Farage is wrong about the two-child benefit cap. We must keep it
Spiralling welfare spending is bankrupting Britain. By the end of the decade it's forecast to reach £378 billion.
We face a reckoning unless we do something radical. But the conversation in Westminster is untethered from reality. Instead of debating how to bring the welfare bill down, and move hundreds of thousands of people off welfare into the dignity of work, the question is whether we should add to that bill by scrapping the two-child benefits cap.
Until now Starmer has upheld it. Morgan McSweeney – the advisor who directs the Prime Minister's every move – has told him that it's too unpopular to do away with. But with his hard Left backbenchers turning on him, the puppet Prime Minister has cut his strings and looks set to scrap the cap.
Let's be clear what we're talking about here. The two-child benefit cap doesn't refer to child benefit. That benefit is available to all parents for all their children. It refers to those on universal credit. They received thousands of pounds on top of their child benefit for their first two children. The cap stops them receiving even more for their third, fourth and fifth child and so on. Why? Because allowing families to have children that they can't afford while prudent savers who do the right thing are forced to wait wasn't right.

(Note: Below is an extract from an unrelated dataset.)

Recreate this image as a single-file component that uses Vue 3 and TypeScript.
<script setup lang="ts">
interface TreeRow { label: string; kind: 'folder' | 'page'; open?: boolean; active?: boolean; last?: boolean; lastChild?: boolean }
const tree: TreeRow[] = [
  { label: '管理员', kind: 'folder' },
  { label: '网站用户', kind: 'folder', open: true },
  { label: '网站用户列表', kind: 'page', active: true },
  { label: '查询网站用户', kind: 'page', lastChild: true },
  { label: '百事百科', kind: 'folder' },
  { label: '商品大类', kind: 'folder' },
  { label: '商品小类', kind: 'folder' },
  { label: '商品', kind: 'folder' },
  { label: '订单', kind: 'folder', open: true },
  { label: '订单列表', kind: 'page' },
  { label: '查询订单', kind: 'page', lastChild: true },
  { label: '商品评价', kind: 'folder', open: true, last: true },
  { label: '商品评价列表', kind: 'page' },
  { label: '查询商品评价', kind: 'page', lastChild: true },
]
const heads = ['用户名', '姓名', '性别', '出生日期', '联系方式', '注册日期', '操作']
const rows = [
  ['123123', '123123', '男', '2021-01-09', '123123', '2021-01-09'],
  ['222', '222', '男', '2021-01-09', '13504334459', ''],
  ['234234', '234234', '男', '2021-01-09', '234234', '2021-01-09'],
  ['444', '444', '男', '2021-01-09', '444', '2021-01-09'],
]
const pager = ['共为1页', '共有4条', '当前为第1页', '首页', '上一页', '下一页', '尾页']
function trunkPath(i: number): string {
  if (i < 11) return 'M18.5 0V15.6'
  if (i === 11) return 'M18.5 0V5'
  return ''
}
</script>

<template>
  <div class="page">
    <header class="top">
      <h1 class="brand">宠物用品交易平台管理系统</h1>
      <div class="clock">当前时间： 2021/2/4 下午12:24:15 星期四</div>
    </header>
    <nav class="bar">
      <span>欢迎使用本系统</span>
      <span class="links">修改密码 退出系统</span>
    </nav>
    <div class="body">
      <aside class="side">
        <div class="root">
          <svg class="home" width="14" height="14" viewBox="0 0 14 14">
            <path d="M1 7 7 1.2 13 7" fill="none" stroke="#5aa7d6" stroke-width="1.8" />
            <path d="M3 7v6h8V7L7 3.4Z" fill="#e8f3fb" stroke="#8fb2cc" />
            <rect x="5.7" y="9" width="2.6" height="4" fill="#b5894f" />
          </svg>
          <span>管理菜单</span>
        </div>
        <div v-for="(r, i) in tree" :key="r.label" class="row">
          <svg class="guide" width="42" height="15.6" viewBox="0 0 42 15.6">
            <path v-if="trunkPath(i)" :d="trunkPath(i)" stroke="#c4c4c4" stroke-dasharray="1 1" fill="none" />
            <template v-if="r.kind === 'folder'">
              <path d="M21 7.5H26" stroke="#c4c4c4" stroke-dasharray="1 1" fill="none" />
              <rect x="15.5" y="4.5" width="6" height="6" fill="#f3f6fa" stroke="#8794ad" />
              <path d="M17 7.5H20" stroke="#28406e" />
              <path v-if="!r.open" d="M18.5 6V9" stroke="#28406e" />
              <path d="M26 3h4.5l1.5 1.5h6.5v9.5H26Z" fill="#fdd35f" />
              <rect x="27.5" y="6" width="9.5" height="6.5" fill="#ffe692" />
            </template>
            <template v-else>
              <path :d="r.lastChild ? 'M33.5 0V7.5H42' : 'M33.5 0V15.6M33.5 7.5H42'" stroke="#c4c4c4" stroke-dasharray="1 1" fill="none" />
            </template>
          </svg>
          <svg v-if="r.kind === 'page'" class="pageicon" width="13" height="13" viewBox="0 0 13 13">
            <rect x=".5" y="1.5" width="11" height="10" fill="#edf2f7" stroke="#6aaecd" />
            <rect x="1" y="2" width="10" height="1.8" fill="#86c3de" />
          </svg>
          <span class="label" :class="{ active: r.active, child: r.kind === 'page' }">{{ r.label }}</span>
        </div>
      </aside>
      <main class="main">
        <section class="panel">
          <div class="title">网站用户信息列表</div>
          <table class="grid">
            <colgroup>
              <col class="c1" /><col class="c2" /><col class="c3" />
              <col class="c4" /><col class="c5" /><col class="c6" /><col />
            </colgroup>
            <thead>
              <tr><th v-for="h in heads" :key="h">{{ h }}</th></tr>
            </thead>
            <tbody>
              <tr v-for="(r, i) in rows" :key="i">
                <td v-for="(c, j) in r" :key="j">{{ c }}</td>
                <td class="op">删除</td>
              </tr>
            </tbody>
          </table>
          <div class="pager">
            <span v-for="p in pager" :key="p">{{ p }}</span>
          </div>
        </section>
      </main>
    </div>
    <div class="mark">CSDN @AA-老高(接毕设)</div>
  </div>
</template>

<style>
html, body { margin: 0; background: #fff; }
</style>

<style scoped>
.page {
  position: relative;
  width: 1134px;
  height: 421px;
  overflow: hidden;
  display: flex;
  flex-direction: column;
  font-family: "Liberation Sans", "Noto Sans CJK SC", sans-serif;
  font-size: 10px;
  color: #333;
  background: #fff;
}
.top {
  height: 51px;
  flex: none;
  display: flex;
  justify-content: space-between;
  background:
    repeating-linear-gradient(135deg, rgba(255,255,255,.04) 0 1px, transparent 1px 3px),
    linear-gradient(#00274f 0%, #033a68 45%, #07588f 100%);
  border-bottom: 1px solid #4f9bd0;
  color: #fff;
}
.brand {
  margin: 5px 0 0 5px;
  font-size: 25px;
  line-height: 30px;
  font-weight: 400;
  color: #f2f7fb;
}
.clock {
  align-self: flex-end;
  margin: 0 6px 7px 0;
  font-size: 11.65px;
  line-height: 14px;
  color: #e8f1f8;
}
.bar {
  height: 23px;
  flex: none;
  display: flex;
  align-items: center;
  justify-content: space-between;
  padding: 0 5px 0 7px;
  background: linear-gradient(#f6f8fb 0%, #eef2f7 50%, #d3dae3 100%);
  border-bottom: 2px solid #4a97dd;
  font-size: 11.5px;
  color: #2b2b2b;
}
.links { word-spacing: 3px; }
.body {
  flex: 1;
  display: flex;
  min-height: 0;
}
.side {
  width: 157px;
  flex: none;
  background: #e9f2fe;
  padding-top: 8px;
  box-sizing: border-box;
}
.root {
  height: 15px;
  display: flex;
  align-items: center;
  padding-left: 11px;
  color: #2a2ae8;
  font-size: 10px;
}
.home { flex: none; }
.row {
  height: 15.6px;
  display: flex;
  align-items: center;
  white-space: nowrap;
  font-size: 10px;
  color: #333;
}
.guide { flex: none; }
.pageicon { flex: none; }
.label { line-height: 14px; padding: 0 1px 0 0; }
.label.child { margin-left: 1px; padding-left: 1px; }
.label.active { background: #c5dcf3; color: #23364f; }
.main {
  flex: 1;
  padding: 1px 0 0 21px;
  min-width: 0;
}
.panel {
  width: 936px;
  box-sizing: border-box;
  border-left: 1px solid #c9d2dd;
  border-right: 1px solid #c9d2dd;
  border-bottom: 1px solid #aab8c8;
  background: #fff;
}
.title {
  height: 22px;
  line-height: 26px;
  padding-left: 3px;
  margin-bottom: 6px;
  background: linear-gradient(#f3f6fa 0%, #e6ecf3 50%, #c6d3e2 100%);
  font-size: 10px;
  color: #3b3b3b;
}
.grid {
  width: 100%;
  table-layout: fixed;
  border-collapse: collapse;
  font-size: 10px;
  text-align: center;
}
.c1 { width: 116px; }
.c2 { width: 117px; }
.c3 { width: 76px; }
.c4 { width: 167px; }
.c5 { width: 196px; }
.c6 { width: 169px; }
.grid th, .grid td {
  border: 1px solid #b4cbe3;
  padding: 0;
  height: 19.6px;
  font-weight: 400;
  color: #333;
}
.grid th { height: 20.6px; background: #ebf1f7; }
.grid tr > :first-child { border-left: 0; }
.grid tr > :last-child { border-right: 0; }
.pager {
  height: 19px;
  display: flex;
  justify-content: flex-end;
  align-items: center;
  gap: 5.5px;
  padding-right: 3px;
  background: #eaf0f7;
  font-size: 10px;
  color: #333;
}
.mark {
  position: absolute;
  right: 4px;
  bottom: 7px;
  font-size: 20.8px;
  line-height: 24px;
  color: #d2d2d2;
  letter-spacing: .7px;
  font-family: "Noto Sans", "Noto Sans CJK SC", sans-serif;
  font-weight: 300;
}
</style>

The two-child benefits cap is in place as a matter of fairness. I certainly thought carefully about the financial implications of having children – as do the vast majority. It is about personal responsibility; of living within your means so not to impose unnecessary burdens on others.
Before the cap was introduced in 2017 there were scores of workless families with ten or more children living on state benefits worth more than £60,000 a year, much more money than they could hope to earn if they entered the job market. They would need to earn £93,000 to be left with the same amount of money after tax.

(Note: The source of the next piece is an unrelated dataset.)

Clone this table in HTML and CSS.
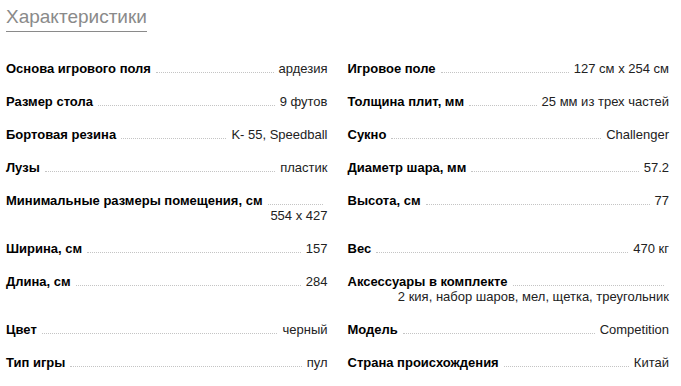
FILE: index.html
```html
<!DOCTYPE html>
<html lang="ru">
<head>
<meta charset="utf-8">
<title>Характеристики</title>
<link rel="stylesheet" href="styles.css">
</head>
<body>
<div class="specs">
  <h2 class="specs-title">Характеристики</h2>
  <div class="specs-grid">
    <div class="spec"><span class="spec-label">Основа игрового поля</span><span class="spec-leader"></span><span class="spec-value">ардезия</span></div>
    <div class="spec"><span class="spec-label">Игровое поле</span><span class="spec-leader"></span><span class="spec-value">127 см x 254 см</span></div>
    <div class="spec"><span class="spec-label">Размер стола</span><span class="spec-leader"></span><span class="spec-value">9 футов</span></div>
    <div class="spec"><span class="spec-label">Толщина плит, мм</span><span class="spec-leader"></span><span class="spec-value">25 мм из трех частей</span></div>
    <div class="spec"><span class="spec-label">Бортовая резина</span><span class="spec-leader"></span><span class="spec-value">K- 55, Speedball</span></div>
    <div class="spec"><span class="spec-label">Сукно</span><span class="spec-leader"></span><span class="spec-value">Challenger</span></div>
    <div class="spec"><span class="spec-label">Лузы</span><span class="spec-leader"></span><span class="spec-value">пластик</span></div>
    <div class="spec"><span class="spec-label">Диаметр шара, мм</span><span class="spec-leader"></span><span class="spec-value">57.2</span></div>
    <div class="spec"><span class="spec-label">Минимальные размеры помещения, см</span><span class="spec-leader"></span><span class="spec-value">554 x 427</span></div>
    <div class="spec"><span class="spec-label">Высота, см</span><span class="spec-leader"></span><span class="spec-value">77</span></div>
    <div class="spec"><span class="spec-label">Ширина, см</span><span class="spec-leader"></span><span class="spec-value">157</span></div>
    <div class="spec"><span class="spec-label">Вес</span><span class="spec-leader"></span><span class="spec-value">470 кг</span></div>
    <div class="spec"><span class="spec-label">Длина, см</span><span class="spec-leader"></span><span class="spec-value">284</span></div>
    <div class="spec"><span class="spec-label">Аксессуары в комплекте</span><span class="spec-leader"></span><span class="spec-value">2 кия, набор шаров, мел, щетка, треугольник</span></div>
    <div class="spec"><span class="spec-label">Цвет</span><span class="spec-leader"></span><span class="spec-value">черный</span></div>
    <div class="spec"><span class="spec-label">Модель</span><span class="spec-leader"></span><span class="spec-value">Competition</span></div>
    <div class="spec"><span class="spec-label">Тип игры</span><span class="spec-leader"></span><span class="spec-value">пул</span></div>
    <div class="spec"><span class="spec-label">Страна происхождения</span><span class="spec-leader"></span><span class="spec-value">Китай</span></div>
  </div>
</div>
</body>
</html>
```

FILE: styles.css
```css
html, body {
  margin: 0;
  padding: 0;
  background: #fff;
}

.specs {
  padding: 0 12px 0 6px;
  font-family: "Liberation Sans", Arial, sans-serif;
  color: #222;
}

.specs-title {
  display: inline-block;
  margin: 0;
  padding: 6px 0 4px;
  font-size: 19px;
  line-height: 21px;
  font-weight: normal;
  color: #8a8a8a;
  border-bottom: 1px solid #8a8a8a;
}

.specs-grid {
  display: grid;
  grid-template-columns: 1fr 1fr;
  column-gap: 20px;
  row-gap: 18px;
  margin-top: 29px;
}

.spec {
  display: flex;
  flex-wrap: wrap;
  align-items: flex-start;
  font-size: 13px;
  line-height: 15px;
}

.spec-label {
  font-weight: bold;
  color: #000;
}

.spec-leader {
  flex: 1 0 20px;
  height: 11px;
  margin: 0 5px;
  border-bottom: 1px dotted #c4c4c4;
}

.spec-value {
  margin-left: auto;
  text-align: right;
  color: #222;
}
```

And on top of that, they were entitled to be housed at the taxpayer's expense in ever-larger properties as their number of children increased. It was a trap for welfare dependency.
The decision to scrap it would cost an estimated £3.5 billion a year, and would likely rise each year as workless families choose to benefit from it. As Kemi Badenoch rightly pointed out, it is a handout that will disproportionately benefit larger migrant families who could have lived here for as little as five years.
So why is Farage backing this mad policy? Has a joint found its way into his usual pack of Marlborough Golds? Has he cooked this up after one too many pints at his local? This is without doubt Farage's biggest mistake.
He's diagnosed the illness, but prescribed the wrong cure. We agree that demography is destiny. In the 1970s, there were four working age people to every pensioner. Now, we're fast approaching a ratio of two to one. That's pushed total tax receipts down and forced spending up for the same level of services. Without Brits having more children taxes will continue to rise, debt will explode, and public services will crumble under pressure.
Most of the falling birth rate is explained by more women having no children at all. Scrapping the two-child policy would do nothing to change that, but will shred the fraying social contract between the state and our shrinking middle classes.
The solution is to make families affordable again. Young adults are currently spending more money than ever on housing costs, leaving them with little disposable income to starts a family.
It's why we must densify our cities and radically curtail housing demand from immigration, neither of which Labour are doing. A government serious about pro-family policy would make childcare cheaper and use the tax system to incentivise parenting – but Labour refuse to.
Instead, Labour and Reform are locked in a bidding war to spend more in handouts. We already spend £100 billion annually just to service our debt – more than on healthcare, education or defence. Their dangerous game will eventually come crashing down.